Neither of these hypotheses, to give them the highest dignity possible, has ever attained the status of demonstrative proof, and the more time is given to their proponents, the farther any such possibility of proof recedes. Consequently, these hypotheses take on the status of myth. To use such modern mythologies as instruments for ridiculing the “primitive science” of Holy Scripture is the height of arrogant blasphemy.
The Loophole
Pope Leo continues his encyclical:   “If nevertheless they do disagree, the same doctor [St. Augustine] proposes summarily a rule for the conduct of the theologian: “whatever”, he says, “they are able to demonstrate about nature by true proofs, let us show that it is not contrary to our Scriptures. But whatever they bring forward from any books of theirs contrary to those of our Scriptures – that is to say, to the Catholic faith – let us also show, if we are at all able, or at all events let us believe without any doubt, that it is most false.”
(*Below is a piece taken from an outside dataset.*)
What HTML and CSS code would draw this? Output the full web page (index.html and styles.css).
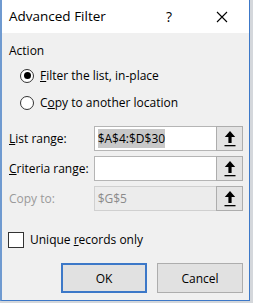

Now here is something to ponder indeed. When heliocentrism and evolution were brought forth in the 17th and 19th centuries respectively, both of which are contrary to the Scriptures, “that is to say, to the Catholic faith”, we did not see Catholic theologians en masse or even in significant numbers, demonstrating the falsity of these hypotheses, nor did we find them believing without any doubt in their falsity, as St. Augustine admonishes. We saw, rather, quite the opposite. We have seen them twist and rend and abandon the words of Holy Scripture so that their own false views might prevail, as prevail they have to this day, bringing about incalculable loss of Faith amongst Catholics. But let us now scrutinize the following words, for it is here that the learned and holy Leo might seem to give some leeway to the modernist enemies of Holy Scripture:
In order to understand the justness of this rule, it should be remembered, in the first place, that the sacred writers, or more truly the Spirit of God Who spoke through them, did not wish to teach men these truths (that is to say, the inward constitution of visible objects), which would not help any to salvation; and that for this reason, rather than apply themselves directly to the investigation of nature, they sometimes describe and treat the objects themselves either in language to some extent figurative, or as the common manner of speech in use at the period required, and indeed still requires nowadays in everyday life in regard to many things, even among the most learned of men. And since in popular speech those things are mentioned first and chiefly which fall under the senses, in like manner the sacred writer (as the Angelic Doctor warns us) “described those things which appear to outward sense”; (ST, I, Q 70, a 1, ad 3) that is, those things which God Himself, in addressing men, signified after the human fashion so as to be understood by them.
The plain sense of Leo’s words is that Sacred Scripture does not employ scientific discourse but a kind of rhetoric. This is discussed in the section dealing with Divino Afflante Spiritu. It is readily admitted that the Scriptures do not propose to teach us the inner constitution of corporeal things. Therefore it does not speak to us in terms of atoms and molecules or even in philosophical terms of matter and form. Holy Scripture is a divine Rhetoric and speaks to us directly in terms we can understand. St. Thomas even defends the Holy Spirit’s avoidance of the term air because it is invisible to the senses. And so, we who revere the Scriptures as the Word of God, inspired and inerrant, have no difficulty with these warnings of the saints.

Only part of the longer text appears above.